Every country on the planet simultaneously declared its assent.

“Motion passed,” said Luxembourg.

“Well now that that’s done, what are we going to do to fix this chamber, to get our lives back in order, and get on with the business of international relations?” asked Tanzania. “Liechtenstein destroyed everything. It’s all a shambles.”

“Well the one thing we can’t do is go back to the petty bickering and mindless fighting of the past,” said Luxembourg. “That was what led to Liechtenstein’s rise in the first place.”

The countries mumbled and nodded their assent.

“Catastrophe is the natural outcome of petty power plays between countries,” continued Luxembourg, “Because of the fragmentation such a system engenders, countries are not able to coordinate their efforts and resources to avert disaster or forward the common good. That was why the First World War broke out, why Germany was not stopped before the Second World War, why unthinkable atrocities were perpetrated in Bosnia and Rwanda.”

“Right,” agreed Barbados. “I therefore motion that the first thing we need to do is burn Liechtenstein’s body.”

A murmur of discontent spread through the room.

“Screw Liechtenstein’s body!” declared Oman. “What we need to do is get the lights turned back on in this chamber.”

“No,” said Cyprus. “We need to get new desks.”

“Bullshit!” cried Chad. “We should re-carpet the floor!”

“We need clothes!” yelled Ethiopia.

“No! Food!” said Equatorial Guinea.

“Everyone! Everyone!” shouted Luxembourg. “Don’t you see what's happening?”

The room quieted down.

“We’re going down the same path that brought us to this awful condition. We cannot allow our egos to once again lead us to pointless arguments and squabbles. We need to band together, to work in harmony to get on the road to prosperity and out of our present distress.”

“Luxembourg is right,” said Barbados after a long silence. “And that’s why we all need to come together to burn Liechtenstein’s body.”

The room exploded into a flurry of insults, recriminations, proposals, counter proposals, and inarticulate yelling. Luxembourg did its best to bring the situation back under control, but could not raise its voice over the cacophonous din. Finally, in exasperation, it grabbed Nauru’s hammer and slammed it three times on the stone floor. The banging resounded throughout the chamber, succeeding in distracting everyone from their disputes and shutting them up.

“We will never solve anything like this!” declared Luxembourg in frustration. “We need to…”

“We need to call a recess,” interrupted Papua New Guinea.

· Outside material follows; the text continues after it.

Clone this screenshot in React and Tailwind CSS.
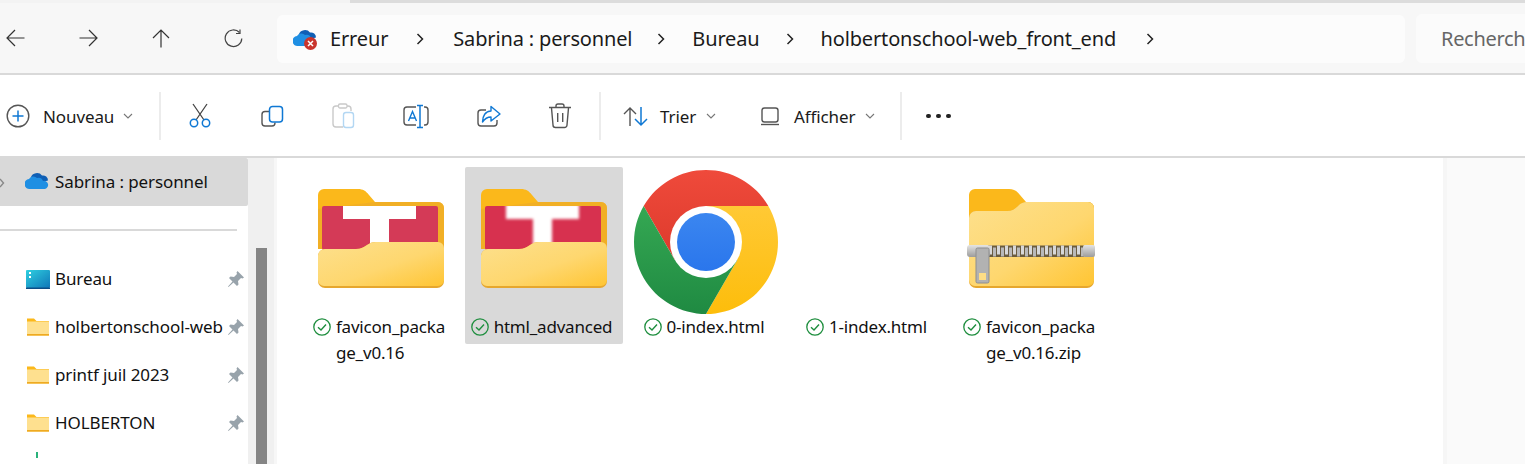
const FONT = "font-['Noto_Sans',sans-serif]";

const ITEMS = [
  { id: 'a', icon: 'thumb', lines: ['favicon_packa', 'ge_v0.16'] },
  { id: 'b', icon: 'thumbBlur', lines: ['html_advanced'], selected: true },
  { id: 'c', icon: 'chrome', lines: ['0-index.html'] },
  { id: 'd', icon: 'none', lines: ['1-index.html'] },
  { id: 'e', icon: 'zip', lines: ['favicon_packa', 'ge_v0.16.zip'] },
];

const QUICK = [
  { name: 'Bureau', icon: 'desktop' },
  { name: 'holbertonschool-web', icon: 'folder' },
  { name: 'printf juil 2023', icon: 'folder' },
  { name: 'HOLBERTON', icon: 'folder' },
];

function Chevron() {
  return (
    <svg width="8" height="14" viewBox="0 0 8 14" className="shrink-0">
      <path d="M1.5 2 L6.5 7 L1.5 12" fill="none" stroke="#222" strokeWidth="1.5" />
    </svg>
  );
}

function SmallDown() {
  return (
    <svg width="10" height="6" viewBox="0 0 10 6" className="shrink-0">
      <path d="M1 1 L5 5 L9 1" fill="none" stroke="#777" strokeWidth="1.1" />
    </svg>
  );
}

function Separator() {
  return <div className="w-[2px] h-[48px] bg-[#ececec] shrink-0" />;
}

function Cloud({ error }) {
  return (
    <svg width="26" height="24" viewBox="0 0 26 24" className="shrink-0">
      <path d="M6 7 a6 5 0 0 1 11-1.5 a5 5 0 0 1 6 5 L10 14 Z" fill="#0f5fb5" />
      <path d="M5 19 a5 5 0 0 1-1-10 a5 5 0 0 1 8-1 a5 5 0 0 1 6 3 a4 4 0 0 1 2 8 Z" fill="#1f8fe3" />
      {error && (
        <g>
          <circle cx="17.5" cy="16.5" r="6.5" fill="#c9352d" />
          <path d="M15 14 L20 19 M20 14 L15 19" stroke="#fff" strokeWidth="1.5" />
        </g>
      )}
    </svg>
  );
}

function Pin() {
  return (
    <svg width="18" height="18" viewBox="0 0 18 18" className="shrink-0">
      <path d="M10.5 1 L17 7.5 L15.5 8.5 L14 8 L11 11 L11.5 14.5 L10 16 L6.5 12.5 L1.5 17 L1 16.5 L5.5 11.5 L2 8 L3.5 6.5 L7 7 L10 4 L9.5 2.5 Z" fill="#98a3ab" />
    </svg>
  );
}

function SmallFolder() {
  return (
    <svg width="24" height="18" viewBox="0 0 24 18" className="shrink-0">
      <path d="M1 0.5 h7 l2.5 2.5 H23 V17.5 H1 Z" fill="#fbb81b" />
      <path d="M1 3.5 h22 V16 H1 Z" fill="#fee08f" />
      <rect x="1" y="16" width="22" height="1.5" fill="#eeaa22" />
    </svg>
  );
}

function DesktopIcon() {
  return (
    <svg width="24" height="19" viewBox="0 0 24 19" className="shrink-0">
      <defs>
        <linearGradient id="desk" x1="0" y1="0" x2="1" y2="1">
          <stop offset="0" stopColor="#2fd0e0" />
          <stop offset="1" stopColor="#0f76b8" />
        </linearGradient>
      </defs>
      <rect x="0" y="0" width="24" height="18" rx="1" fill="url(#desk)" />
      <rect x="0" y="17.5" width="24" height="1.5" fill="#0c4d86" />
      <rect x="3" y="2" width="2" height="2" fill="#fff" />
      <rect x="3" y="6" width="2" height="2" fill="#fff" />
    </svg>
  );
}

function CheckStatus() {
  return (
    <svg width="18" height="18" viewBox="0 0 18 18" className="shrink-0 mt-[4px]">
      <circle cx="9" cy="9" r="8.2" fill="none" stroke="#1e8e3e" strokeWidth="1.3" />
      <path d="M5 9.3 L8 12 L13 6.6" fill="none" stroke="#1e8e3e" strokeWidth="1.4" />
    </svg>
  );
}

function ThumbFolder({ blur, uid }) {
  const red = blur ? '#d7314f' : '#d43a57';
  return (
    <svg width="126" height="100" viewBox="0 0 126 100" className="mb-[6px]">
      <defs>
        <linearGradient id={`front-${uid}`} x1="0" y1="0" x2="1" y2="1">
          <stop offset="0" stopColor="#fde08d" />
          <stop offset="0.55" stopColor="#fed76f" />
          <stop offset="1" stopColor="#ffc533" />
        </linearGradient>
        <filter id={`soft-${uid}`} x="-10%" y="-10%" width="120%" height="120%">
          <feGaussianBlur stdDeviation="1.7" />
        </filter>
        <clipPath id={`clip-${uid}`}>
          <rect x="4" y="17" width="116" height="44" rx="2" />
        </clipPath>
      </defs>
      <path d="M6 0 H40 C45 0 48 2 51 6 L57 13 H120 a6 6 0 0 1 6 6 V60 H0 V6 a6 6 0 0 1 6-6 Z" fill="#fbb81b" />
      <path d="M57 13 H120 a6 6 0 0 1 6 6 V60 H0 V20 Z" fill="#edac29" opacity="0.75" />
      <rect x="4" y="17" width="116" height="44" rx="2" fill={red} />
      <g clipPath={`url(#clip-${uid})`}>
        <g filter={blur ? `url(#soft-${uid})` : undefined}>
          <path d="M25 15 H98 V30 H71 V62 H52 V30 H25 Z" fill="#fff" />
        </g>
      </g>
      <path d="M0 67 a7 7 0 0 1 7-7 H38 C43 60 46 58 49 56 C52 54 54 53 58 53 H120 a6 6 0 0 1 6 6 V92 a7 7 0 0 1-7 7 H7 a7 7 0 0 1-7-7 Z" fill="#e6a72e" />
      <path d="M0 67 a7 7 0 0 1 7-7 H38 C43 60 46 58 49 56 C52 54 54 53 58 53 H120 a6 6 0 0 1 6 6 V91 a6 6 0 0 1-6 6 H6 a6 6 0 0 1-6-6 Z" fill={`url(#front-${uid})`} />
    </svg>
  );
}

function ZipFolder() {
  const teeth = Array.from({ length: 24 }, (_, i) => 22 + i * 4);
  return (
    <svg width="128" height="100" viewBox="0 0 128 100" className="mb-[6px]">
      <defs>
        <linearGradient id="zip-front" x1="0" y1="0" x2="1" y2="1">
          <stop offset="0" stopColor="#fde08d" />
          <stop offset="0.55" stopColor="#fed76f" />
          <stop offset="1" stopColor="#ffc533" />
        </linearGradient>
        <linearGradient id="zip-metal" x1="0" y1="0" x2="0" y2="1">
          <stop offset="0" stopColor="#e4e4e4" />
          <stop offset="1" stopColor="#9c9c9c" />
        </linearGradient>
      </defs>
      <path d="M8 0 H42 C47 0 50 2 53 6 L59 13 H121 a6 6 0 0 1 6 6 V40 H2 V6 a6 6 0 0 1 6-6 Z" fill="#fbb81b" />
      <path d="M2 29 a7 7 0 0 1 7-7 H40 C45 22 48 20 51 17 C54 14 56 13 60 13 H121 a6 6 0 0 1 6 6 V92 a7 7 0 0 1-7 7 H9 a7 7 0 0 1-7-7 Z" fill="#e6a72e" />
      <path d="M2 29 a7 7 0 0 1 7-7 H40 C45 22 48 20 51 17 C54 14 56 13 60 13 H121 a6 6 0 0 1 6 6 V91 a6 6 0 0 1-6 6 H8 a6 6 0 0 1-6-6 Z" fill="url(#zip-front)" />
      <rect x="21" y="56.5" width="96" height="11.5" fill="#6a5c40" />
      {teeth.map((x, i) => (
        <rect key={x} x={x} y={i % 2 === 0 ? 56.5 : 58.5} width="3" height="9" fill={i % 2 === 0 ? '#d8d8d8' : '#b9b9b9'} />
      ))}
      <rect x="116" y="56" width="12" height="12" rx="2" fill="url(#zip-metal)" />
      <rect x="0" y="56" width="23" height="12" rx="3" fill="url(#zip-metal)" />
      <rect x="9" y="59" width="13" height="35" rx="1.5" fill="#b2b2b2" stroke="#8e8e8e" strokeWidth="1" />
      <rect x="12" y="84" width="7" height="7" fill="#fedd85" />
    </svg>
  );
}

function ChromeIcon() {
  return (
    <svg width="144" height="144" viewBox="0 0 144 144">
      <defs>
        <linearGradient id="ch-red" x1="0" y1="0" x2="0" y2="1">
          <stop offset="0" stopColor="#ef4a3b" />
          <stop offset="1" stopColor="#dd3a2c" />
        </linearGradient>
        <linearGradient id="ch-yellow" x1="0" y1="0" x2="0" y2="1">
          <stop offset="0" stopColor="#ffc935" />
          <stop offset="1" stopColor="#fdbd0b" />
        </linearGradient>
        <linearGradient id="ch-green" x1="0" y1="0" x2="0" y2="1">
          <stop offset="0" stopColor="#35a853" />
          <stop offset="1" stopColor="#1f8a42" />
        </linearGradient>
        <linearGradient id="ch-blue" x1="0" y1="0" x2="0" y2="1">
          <stop offset="0" stopColor="#3b86f0" />
          <stop offset="1" stopColor="#2a76ec" />
        </linearGradient>
      </defs>
      <path d="M9.65 36 A72 72 0 0 1 134.35 36 L72 36 L40.8 90 Z" fill="url(#ch-red)" />
      <path d="M134.35 36 A72 72 0 0 1 72 144 L103.2 90 L72 36 Z" fill="url(#ch-yellow)" />
      <path d="M72 144 A72 72 0 0 1 9.65 36 L40.8 90 L103.2 90 Z" fill="url(#ch-green)" />
      <circle cx="72" cy="72" r="36" fill="#fff" />
      <circle cx="72" cy="72" r="29" fill="url(#ch-blue)" />
    </svg>
  );
}

function ItemIcon({ kind, uid }) {
  if (kind === 'thumb') return <ThumbFolder uid={uid} />;
  if (kind === 'thumbBlur') return <ThumbFolder blur uid={uid} />;
  if (kind === 'chrome') return <ChromeIcon />;
  if (kind === 'zip') return <ZipFolder />;
  return null;
}

function FileItem({ item }) {
  return (
    <div className={`w-[158px] shrink-0 pt-[3px] pb-[4px] rounded-[2px] ${item.selected ? 'bg-[#d9d9d9]' : ''}`}>
      <div className="h-[144px] flex items-center justify-center">
        <ItemIcon kind={item.icon} uid={item.id} />
      </div>
      <div className="flex justify-center gap-[5px] pr-[4px]">
        <CheckStatus />
        <div className="text-[17px] leading-[26px] text-[#111] tracking-[-0.2px]">
          {item.lines.map((line) => (
            <div key={line} className="whitespace-nowrap">{line}</div>
          ))}
        </div>
      </div>
    </div>
  );
}

function Toolbar() {
  return (
    <div className="h-[81px] bg-white flex items-center shrink-0 pt-[1px] text-[17px] text-[#1a1a1a] tracking-[-0.1px]">
      <div className="w-[159px] flex items-center pl-[6px] shrink-0">
        <svg width="24" height="24" viewBox="0 0 24 24">
          <circle cx="12" cy="12" r="10.8" fill="none" stroke="#555" strokeWidth="1.4" />
          <path d="M12 6.5 V17.5 M6.5 12 H17.5" stroke="#0f78d4" strokeWidth="1.5" />
        </svg>
        <span className="ml-[13px] mt-[1px]">Nouveau</span>
        <span className="ml-[9px] flex"><SmallDown /></span>
      </div>
      <Separator />
      <div className="flex items-center ml-[3px]">
        <div className="w-[72px] flex justify-center">
          <svg width="28" height="28" viewBox="0 0 28 28" fill="none">
            <path d="M7 2 L18 18 M21 2 L10 18" stroke="#444" strokeWidth="1.3" />
            <circle cx="8" cy="21" r="3.7" stroke="#0f78d4" strokeWidth="1.5" />
            <circle cx="20" cy="21" r="3.7" stroke="#0f78d4" strokeWidth="1.5" />
          </svg>
        </div>
        <div className="w-[72px] flex justify-center">
          <svg width="28" height="28" viewBox="0 0 28 28" fill="none">
            <path d="M11 9.5 H7 a3 3 0 0 0-3 3 V21 a3 3 0 0 0 3 3 h7 a3 3 0 0 0 3-3 v-0.5" stroke="#555" strokeWidth="1.4" />
            <rect x="11.5" y="4.5" width="13" height="15.5" rx="3" stroke="#0f78d4" strokeWidth="1.5" />
          </svg>
        </div>
        <div className="w-[72px] flex justify-center">
          <svg width="28" height="28" viewBox="0 0 28 28" fill="none">
            <path d="M8 4 H6 a3 3 0 0 0-3 3 V22 a3 3 0 0 0 3 3 H13 M17 4 H18 a3 3 0 0 1 3 3 V9" stroke="#c9c9c9" strokeWidth="1.4" />
            <rect x="8.5" y="2" width="8.5" height="4" rx="1.5" stroke="#c9c9c9" strokeWidth="1.3" />
            <rect x="13.5" y="10.5" width="10" height="15" rx="2.5" stroke="#b3d7f3" strokeWidth="1.4" />
          </svg>
        </div>
        <div className="w-[72px] flex justify-center">
          <svg width="28" height="28" viewBox="0 0 28 28" fill="none">
            <path d="M14 5 H5 a3 3 0 0 0-3 3 V20 a3 3 0 0 0 3 3 H14 M22 5 H23 a3 3 0 0 1 3 3 V20 a3 3 0 0 1-3 3 H22" stroke="#555" strokeWidth="1.4" />
            <path d="M18 4 V25 M15 3.5 H21 M15 25.5 H21" stroke="#0f78d4" strokeWidth="1.5" />
            <path d="M6.5 19 L10.5 9.5 L14.5 19 M8 16 H13" stroke="#0f78d4" strokeWidth="1.4" />
          </svg>
        </div>
        <div className="w-[72px] flex justify-center">
          <svg width="28" height="28" viewBox="0 0 28 28" fill="none">
            <path d="M12 8 H7 a3 3 0 0 0-3 3 V21 a3 3 0 0 0 3 3 h13 a3 3 0 0 0 3-3 v-3" stroke="#555" strokeWidth="1.4" />
            <path d="M17 4.5 L26 12 L17 19 V15 C13 15 10.5 17 8.5 20 C8.5 14 11.5 9 17 9 Z" stroke="#0f78d4" strokeWidth="1.4" strokeLinejoin="round" />
          </svg>
        </div>
        <div className="w-[72px] flex justify-center">
          <svg width="28" height="28" viewBox="0 0 28 28" fill="none">
            <path d="M3 5.5 H25 M10 5 V4 a2 2 0 0 1 2-2 h4 a2 2 0 0 1 2 2 V5 M5.5 6 L7 23 a2.5 2.5 0 0 0 2.5 2.5 h9 A2.5 2.5 0 0 0 21 23 L22.5 6 M11.7 11 V20 M16.7 11 V20" stroke="#555" strokeWidth="1.4" />
          </svg>
        </div>
      </div>
      <div className="ml-[3px]"><Separator /></div>
      <div className="w-[149px] flex items-center pl-[21px] shrink-0">
        <svg width="28" height="28" viewBox="0 0 28 28" fill="none" className="shrink-0">
          <path d="M8 24 V6 M2 12 L8 6 L14 12" stroke="#555" strokeWidth="1.4" />
          <path d="M19 5 V23 M13 17 L19 23 L25 17" stroke="#0f78d4" strokeWidth="1.5" />
        </svg>
        <span className="ml-[10px] mt-[1px]">Trier</span>
        <span className="ml-[10px] flex"><SmallDown /></span>
      </div>
      <div className="w-[150px] flex items-center pl-[6px] shrink-0">
        <svg width="28" height="28" viewBox="0 0 28 28" fill="none" className="shrink-0">
          <rect x="6" y="6" width="16" height="14" rx="2.5" stroke="#555" strokeWidth="1.4" />
          <path d="M5 22.5 H23" stroke="#555" strokeWidth="1.4" />
        </svg>
        <span className="ml-[10px] mt-[1px]">Afficher</span>
        <span className="ml-[10px] flex"><SmallDown /></span>
      </div>
      <Separator />
      <div className="flex items-center gap-[5.4px] ml-[24px]">
        <span className="w-[4.6px] h-[4.6px] rounded-full bg-[#222]" />
        <span className="w-[4.6px] h-[4.6px] rounded-full bg-[#222]" />
        <span className="w-[4.6px] h-[4.6px] rounded-full bg-[#222]" />
      </div>
    </div>
  );
}

function Sidebar() {
  return (
    <aside className="w-[248px] shrink-0 bg-white text-[17px] text-[#111] tracking-[-0.1px]">
      <div className="h-[48px] bg-[#d9d9d9] rounded-r-[2px] flex items-center relative pl-[25px]">
        <svg width="5" height="10" viewBox="0 0 5 10" className="absolute left-0 top-[20px]">
          <path d="M0 1 L3.5 5 L0 9" fill="none" stroke="#888" strokeWidth="1.4" />
        </svg>
        <Cloud />
        <span className="ml-[4px] whitespace-nowrap">Sabrina : personnel</span>
      </div>
      <div className="w-[237px] h-[2px] bg-[#d9d9d9] mt-[23px] mb-[24px]" />
      {QUICK.map((row) => (
        <div key={row.name} className="h-[48px] flex items-center pl-[26px] pr-[3px]">
          {row.icon === 'desktop' ? <DesktopIcon /> : <SmallFolder />}
          <span className="ml-[5px] flex-1 whitespace-nowrap overflow-hidden">{row.name}</span>
          <Pin />
        </div>
      ))}
      <div className="h-[48px] flex pl-[36px] items-start pt-[5px]">
        <div className="w-[2px] h-[6px] bg-[#2ab27b]" />
      </div>
    </aside>
  );
}

export default function App() {
  return (
    <div className={`h-[464px] w-[1525px] overflow-hidden flex flex-col bg-white ${FONT}`}>
      {/* top strip of the window */}
      <div className="h-[3px] shrink-0 flex">
        <div className="w-[350px] bg-[#f3f3f3]" />
        <div className="flex-1 bg-[#dcdcdc]" />
      </div>

      {/* navigation + address */}
      <div className="h-[70px] shrink-0 bg-[#f7f7f7] flex items-center">
        <div className="w-[277px] shrink-0 flex items-center gap-[54px] pl-[6px]">
          <svg width="19" height="18" viewBox="0 0 19 18" fill="none">
            <path d="M18.5 9 H1 M9 1 L1 9 L9 17" stroke="#333" strokeWidth="1.2" />
          </svg>
          <svg width="19" height="18" viewBox="0 0 19 18" fill="none">
            <path d="M0.5 9 H18 M10 1 L18 9 L10 17" stroke="#333" strokeWidth="1.2" />
          </svg>
          <svg width="18" height="19" viewBox="0 0 18 19" fill="none">
            <path d="M9 18.5 V1 M1 9 L9 1 L17 9" stroke="#333" strokeWidth="1.2" />
          </svg>
          <svg width="19" height="19" viewBox="0 0 19 19" fill="none">
            <path d="M15.5 3.5 A8.3 8.3 0 1 0 17.8 9.5" stroke="#444" strokeWidth="1.2" />
            <path d="M16 0.5 V4.5 H12" stroke="#444" strokeWidth="1.2" />
          </svg>
        </div>
        <div className="w-[1128px] h-[48px] mt-[2px] mr-[11px] shrink-0 rounded-[6px] bg-[#fcfcfc] flex items-center pl-[16px] text-[20px] text-[#1a1a1a] tracking-[-0.15px]">
          <Cloud error />
          <span className="ml-[11px]">Erreur</span>
          <span className="ml-[28px] mr-[29px] flex"><Chevron /></span>
          <span className="whitespace-nowrap">Sabrina : personnel</span>
          <span className="ml-[25px] mr-[27px] flex"><Chevron /></span>
          <span>Bureau</span>
          <span className="ml-[26px] mr-[27px] flex"><Chevron /></span>
          <span className="whitespace-nowrap">holbertonschool-web_front_end</span>
          <span className="ml-[30px] flex"><Chevron /></span>
        </div>
        <div className="flex-1 h-[49px] mt-[1px] rounded-l-[6px] bg-[#fbfbfb] flex items-center pl-[25px] text-[20px] text-[#666] tracking-[-0.3px] overflow-hidden">
          <span className="whitespace-nowrap">Recherch</span>
        </div>
      </div>
      <div className="h-[2px] shrink-0 bg-[#d9d9d9]" />

      <Toolbar />
      <div className="h-[2px] shrink-0 bg-[#d9d9d9]" />

      {/* body */}
      <div className="flex-1 flex min-h-0">
        <Sidebar />

        {/* scrollbar */}
        <div className="w-[26px] shrink-0 bg-[#f0f0f0] pl-[8px] pt-[90px]">
          <div className="w-[11px] h-full bg-[#858585]" />
        </div>
        <div className="w-[3px] shrink-0 bg-[#f7f7f7]" />

        {/* files */}
        <main className="flex-1 bg-white flex items-start gap-[4.5px] pl-[25px] pt-[9px]">
          {ITEMS.map((item) => (
            <FileItem key={item.id} item={item} />
          ))}
        </main>

        <div className="w-[4px] shrink-0 bg-[#f6f6f6]" />
        <div className="w-[78px] shrink-0 bg-[#fafafa]" />
      </div>
    </div>
  );
}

“What?” asked Luxembourg, thoroughly surprised.

“Yeah, you said it yourself,” replied Papua New Guinea. “We’re not going to get anything accomplished like this. So why don’t we all just take a break and get back to it tomorrow?”

“I second that motion!” said Singapore.

“I don’t know if that such a good…” started Luxembourg.

“All those in favor say “Aye,”” said Papua New Guinea.

A resounding “Aye” passed through the chamber.

“Motion passed!” declared Papua New Guinea. “See you all tomorrow!”